Azure Active Directory (Azure AD) is Microsoft’s cloud-based identity and access management (IAM) service and an identity provider (IdP).

Azure AD is the backbone for authentication in Microsoft 365 (Office 365) and also for other cloud based services like thousands of other SaaS applications.

To learn the difference between Azure AD and Active Directory Domain Services, see the following Microsoft article Compare Active Directory to Azure Active Directory.

With Azure AD, you will get several features for your organization. More information about the different features you will find in the following Microsoft article.

Which features work in Azure AD?
https://docs.microsoft.com/en-us/azure/active-directory/fundamentals/active-directory-whatis#which-features-work-in-azure-ad


One of these features is the Microsoft identity platform which helps developers to build applications where users and customers can sign in to using their Microsoft identities or social accounts, and provide authorized access to their own APIs or Microsoft APIs like Microsoft Graph.

The Microsoft identity platform for developers is an authentication service, open-source libraries, and application management tools

One of the open-source libraries are the Microsoft Authentication Library (MSAL)

Overview of the Microsoft Authentication Library (MSAL)
https://docs.microsoft.com/en-us/azure/active-directory/develop/msal-overview


There are several components that make up the Microsoft identity platform.

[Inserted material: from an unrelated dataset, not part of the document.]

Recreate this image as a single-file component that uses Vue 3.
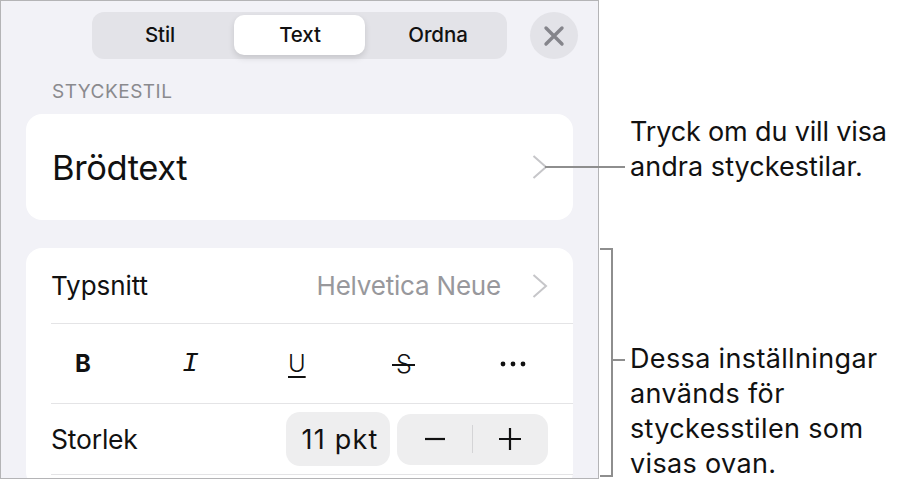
<script setup>
const segments = [
  { label: 'Stil', active: false, cls: 'stil' },
  { label: 'Text', active: true, cls: 'text' },
  { label: 'Ordna', active: false, cls: 'ordna' },
]
</script>

<template>
  <div class="page">
    <section class="panel">
      <header class="top">
        <div class="segmented">
          <div v-for="s in segments" :key="s.label" class="seg" :class="[s.cls, { active: s.active }]">{{ s.label }}</div>
        </div>
        <div class="close">
          <svg width="22" height="22" viewBox="0 0 22 22"><path d="M3 3L19 19M19 3L3 19" stroke="#85858b" stroke-width="3.4" stroke-linecap="round" fill="none"/></svg>
        </div>
      </header>
      <div class="label">STYCKESTIL</div>
      <div class="card style-card">
        <span class="style-name">Brödtext</span>
        <svg class="chev" width="16" height="26" viewBox="0 0 16 26"><path d="M1.5 2L14 13L1.5 24" stroke="#c6c6c9" stroke-width="2" fill="none"/></svg>
      </div>
      <div class="card font-card">
        <div class="row r1">
          <span>Typsnitt</span>
          <span class="value">Helvetica Neue</span>
          <svg class="chev" width="16" height="26" viewBox="0 0 16 26"><path d="M1.5 2L14 13L1.5 24" stroke="#c6c6c9" stroke-width="2" fill="none"/></svg>
        </div>
        <div class="row r2">
          <span class="fmt b">B</span>
          <span class="fmt i">I</span>
          <span class="fmt u">U</span>
          <span class="fmt s">S</span>
          <svg class="fmt dots" width="26" height="6" viewBox="0 0 26 6"><circle cx="3" cy="3" r="2.4"/><circle cx="13" cy="3" r="2.4"/><circle cx="23" cy="3" r="2.4"/></svg>
        </div>
        <div class="row r3">
          <span class="size-label">Storlek</span>
          <span class="pill">11 pkt</span>
          <div class="stepper">
            <svg width="22" height="22" viewBox="0 0 22 22"><path d="M1 11H21" stroke="#111" stroke-width="2.2"/></svg>
            <i class="sep"></i>
            <svg width="22" height="22" viewBox="0 0 22 22"><path d="M0 11H22M11 0V22" stroke="#111" stroke-width="2.2"/></svg>
          </div>
        </div>
      </div>
    </section>
    <aside class="notes">
      <p class="note n1"><span class="tight">Tryck om du vill visa</span><br>andra styckestilar.</p>
      <p class="note n2">Dessa inställningar<br>används för<br>styckesstilen som<br>visas ovan.</p>
    </aside>
    <i class="leader l1"></i>
    <i class="bracket"></i>
    <i class="leader l2"></i>
  </div>
</template>

<style>
html, body { margin: 0; background: #fff; }
</style>

<style scoped>
.page {
  position: relative;
  width: 899px;
  height: 484px;
  display: flex;
  overflow: hidden;
  font-family: Inter, "Liberation Sans", sans-serif;
  color: #111;
  background: #fff;
}
.panel {
  box-sizing: border-box;
  width: 599px;
  height: 479px;
  flex: none;
  overflow: hidden;
  background: #f2f2f7;
  border: 1px solid #b4b4b6;
  padding: 11px 25px 0 25px;
}
.top { display: flex; justify-content: flex-end; gap: 23px; margin-right: -5px; }
.segmented {
  width: 415px;
  height: 47px;
  box-sizing: border-box;
  background: #e3e3e8;
  border-radius: 12px;
  display: flex;
  padding: 3px 0 4px 0;
}
.seg {
  flex: none;
  display: flex;
  align-items: center;
  justify-content: center;
  padding-bottom: 1px;
  box-sizing: border-box;
  font-size: 20.5px;
  font-weight: 500;
  letter-spacing: -0.1px;
}
.stil { width: 136px; margin-right: 6px; }
.ordna { width: 146px; }
.seg.active {
  width: 131px;
  padding-left: 1px;
  background: #fff;
  border-radius: 10px;
  box-shadow: 0 3px 6px rgba(0,0,0,.13);
}
.close {
  width: 48px;
  height: 47px;
  border-radius: 50%;
  background: #e3e3e8;
  display: flex;
  align-items: center;
  justify-content: center;
}
.label {
  margin: 22px 0 0 26px;
  font-size: 19px;
  line-height: 21px;
  color: #8a8a8e;
  letter-spacing: 0.5px;
}
.card { background: #fff; border-radius: 16px; }
.style-card {
  margin-top: 12px;
  height: 106px;
  display: flex;
  align-items: center;
  justify-content: space-between;
  padding: 0 25px 0 26px;
}
.style-name { font-size: 34.5px; letter-spacing: -0.4px; }
.font-card { margin-top: 28px; height: 240px; padding-left: 25px; font-size: 26px; }
.row { display: flex; align-items: center; box-sizing: border-box; border-bottom: 1px solid #e4e4e6; }
.r1 { height: 76px; padding-right: 25px; letter-spacing: -0.05px; }
.value { margin-left: auto; margin-right: 31px; color: #98989c; letter-spacing: -0.2px; }
.r2 { height: 80px; font-size: 24px; position: relative; }
.fmt { position: absolute; }
.b { left: 24px; font-weight: 700; }
.i { left: 131px; font-family: "Liberation Mono", monospace; font-style: italic; font-size: 28px; }
.u { left: 237px; text-decoration: underline; text-decoration-thickness: 2px; text-underline-offset: 4px; font-weight: 300; }
.s { left: 345px; font-size: 25px; font-weight: 300; }
.s::after {
  content: "";
  position: absolute;
  left: -4px;
  right: -3px;
  top: 15px;
  height: 2px;
  background: #111;
}
.dots { left: 449px; fill: #111; }
.r3 { height: 71px; padding-right: 25px; }
.size-label { font-size: 26.5px; letter-spacing: -0.2px; }
.pill {
  margin-left: auto;
  width: 104px;
  height: 54px;
  box-sizing: border-box;
  padding-left: 4px;
  display: flex;
  align-items: center;
  justify-content: center;
  background: #eeeeef;
  border-radius: 14px;
  font-size: 27px;
  letter-spacing: 1.2px;
}
.stepper {
  margin-left: 7px;
  width: 151px;
  height: 51px;
  background: #eeeeef;
  border-radius: 14px;
  display: flex;
  align-items: center;
  justify-content: space-around;
  padding: 0 14px;
  box-sizing: border-box;
}
.sep { width: 1px; height: 28px; background: #d4d4d6; }
.notes {
  margin-left: 31px;
  display: flex;
  flex-direction: column;
}
.note {
  margin: 0;
  font-size: 27px;
  line-height: 35.3px;
  letter-spacing: 0.05px;
  color: #111;
  white-space: nowrap;
}
.tight { letter-spacing: -0.15px; }
.n1 { margin-top: 114px; }
.n2 { margin-top: 156px; letter-spacing: 0.35px; }
.leader { position: absolute; height: 2px; background: #8e8e8e; }
.l1 { left: 545px; top: 166px; width: 80px; }
.l2 { left: 612px; top: 359px; width: 13px; }
.bracket {
  position: absolute;
  left: 600px;
  top: 248px;
  width: 11px;
  height: 225px;
  border: 2px solid #8e8e8e;
  border-left: 0;
}
</style>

More about it you can read in the following Microsoft article.

What is the Microsoft identity platform?
https://docs.microsoft.com/en-us/azure/active-directory/develop/v2-overview


Application management portal: A registration and configuration experience in the Azure portal, along with the other Azure management capabilities.


To dig deeper into App registrations and Enterprise application you can also read my following post about OAuth 2.0 and OpenID Connect. OAuth 2.0 is the main authorization framework and the de facto industry standard for online authorization which is used by Azure AD and the reason we need to register our app in Azure.

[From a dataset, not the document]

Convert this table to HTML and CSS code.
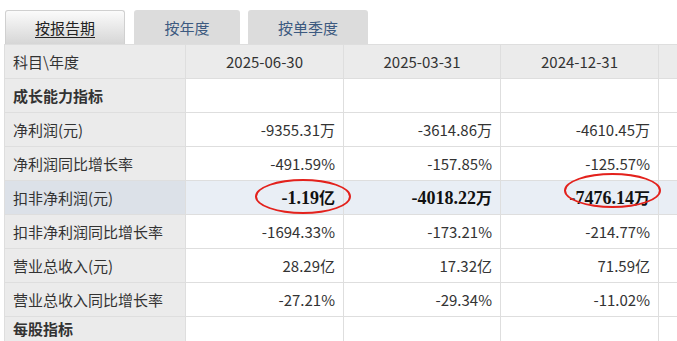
FILE: index.html
```html
<!DOCTYPE html>
<html lang="zh">
<head>
<meta charset="utf-8">
<link rel="stylesheet" href="styles.css">
</head>
<body>
<div class="page">
  <div class="tabs">
    <div class="tab active"><span>按报告期</span></div>
    <div class="tab t2">按年度</div>
    <div class="tab t3">按单季度</div>
  </div>
  <div class="table-wrap">
    <table class="fin">
      <colgroup>
        <col class="c1"><col class="c2"><col class="c3"><col class="c4"><col class="c5">
      </colgroup>
      <tr class="head">
        <td class="name">科目\年度</td><td>2025-06-30</td><td>2025-03-31</td><td>2024-12-31</td><td></td>
      </tr>
      <tr class="section">
        <td class="name">成长能力指标</td><td></td><td></td><td></td><td></td>
      </tr>
      <tr>
        <td class="name">净利润(元)</td><td>-9355.31万</td><td>-3614.86万</td><td>-4610.45万</td><td></td>
      </tr>
      <tr>
        <td class="name">净利润同比增长率</td><td>-491.59%</td><td>-157.85%</td><td>-125.57%</td><td></td>
      </tr>
      <tr class="hl">
        <td class="name">扣非净利润(元)</td>
        <td class="mark"><span class="num">-1.19</span>亿<span class="ring r1"></span></td>
        <td><span class="num">-4018.22</span>万</td>
        <td class="mark"><span class="num">-7476.14</span>万<span class="ring r2"></span></td>
        <td></td>
      </tr>
      <tr>
        <td class="name">扣非净利润同比增长率</td><td>-1694.33%</td><td>-173.21%</td><td>-214.77%</td><td></td>
      </tr>
      <tr>
        <td class="name">营业总收入(元)</td><td>28.29亿</td><td>17.32亿</td><td>71.59亿</td><td></td>
      </tr>
      <tr>
        <td class="name">营业总收入同比增长率</td><td>-27.21%</td><td>-29.34%</td><td>-11.02%</td><td></td>
      </tr>
      <tr class="section last">
        <td class="name">每股指标</td><td></td><td></td><td></td><td></td>
      </tr>
    </table>
  </div>
</div>
</body>
</html>
```

FILE: styles.css
```css
html, body {
  margin: 0;
  padding: 0;
  background: #fff;
  overflow: hidden;
}
.page {
  width: 677px;
  height: 341px;
  overflow: hidden;
  font-family: "Noto Sans CJK SC", "Noto Sans", sans-serif;
  font-size: 15px;
  color: #333;
}
.tabs {
  display: flex;
  align-items: flex-end;
  gap: 9px;
  padding: 10px 0 0 5px;
  height: 44px;
  box-sizing: border-box;
}
.tab {
  height: 34px;
  box-sizing: border-box;
  display: flex;
  align-items: center;
  justify-content: center;
  background: #dcdcdc;
  border-radius: 3px 3px 0 0;
  color: #3d5a80;
  font-size: 15px;
}
.tab.active {
  width: 120px;
  background: linear-gradient(#fbfbfb, #d6d6d6);
  border: 1px solid #d0d0d0;
  border-bottom: none;
  color: #222;
}
.tab.active span {
  text-decoration: underline;
  text-underline-offset: 3px;
}
.tab.t2 { width: 106px; }
.tab.t3 { width: 120px; margin-left: -1px; }
.table-wrap {
  padding-left: 4px;
}
.fin {
  border-collapse: collapse;
  table-layout: fixed;
  width: 760px;
}
.fin col.c1 { width: 181px; }
.fin col.c2 { width: 158px; }
.fin col.c3 { width: 157px; }
.fin col.c4 { width: 158px; }
.fin col.c5 { width: 106px; }
.fin td {
  height: 34px;
  padding: 0 8px 0 8px;
  border: 1px solid #dedede;
  text-align: right;
  white-space: nowrap;
  box-sizing: border-box;
  line-height: 20px;
  vertical-align: middle;
}
.fin td.name {
  text-align: left;
  background: #ebebeb;
  padding-left: 8px;
}
.fin tr.head td {
  background: #ebebeb;
  text-align: center;
}
.fin tr.head td.name { text-align: left; }
.fin tr.section td.name {
  font-weight: bold;
}
.fin tr.last td {
  vertical-align: top;
  padding-top: 3px;
  line-height: 18px;
}
.fin tr.hl td {
  background: #e9eef5;
  font-weight: bold;
  color: #111;
  font-size: 16px;
}
.fin tr.hl td.name {
  background: #dce1e8;
  font-weight: normal;
  color: #333;
  font-size: 15px;
}
.fin tr.hl .num {
  font-family: "Liberation Serif", "Noto Sans CJK SC", serif;
  font-size: 18px;
}
.fin td.mark {
  position: relative;
}
.ring {
  position: absolute;
  border: 2.5px solid #e3211c;
  border-radius: 50%;
  box-sizing: border-box;
  pointer-events: none;
}
.ring.r1 {
  left: 69px;
  top: -2px;
  width: 96px;
  height: 35px;
}
.ring.r2 {
  left: 63px;
  top: -8px;
  width: 97px;
  height: 35px;
}
```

For this post we are interested in the application management portal component from the Microsoft identity platform regarding App Registrations vs. Enterprise Applications.


You will find both in the Azure portal under Azure AD.


The purposes and differences between both are well documented from Microsoft in the following article.

Application and service principal objects in Azure Active Directory
https://docs.microsoft.com/en-us/azure/active-directory/develop/app-objects-and-service-principals

App Registration vs Enterprise Applications
https://docs.microsoft.com/en-us/answers/questions/270680/app-registration-vs-enterprise-applications.html


I will outline here the key points of both modules.

In order to delegate Identity and Access Management functions to Azure AD, an application must be registered with an Azure AD tenant. When you register your application with Azure AD, you are creating an identity configuration for your application that allows it to integrate with Azure AD

When you register an app in the Azure portal, you choose whether it’s a single tenant (only accessible in your tenant) or multi-tenant (accessible in other tenants) and can optionally set a redirect URI (where the access token is sent to).

Registering your application establishes a trust relationship between your app and the Microsoft identity platform. The trust is unidirectional: your app trusts the Microsoft identity platform, and not the other way around.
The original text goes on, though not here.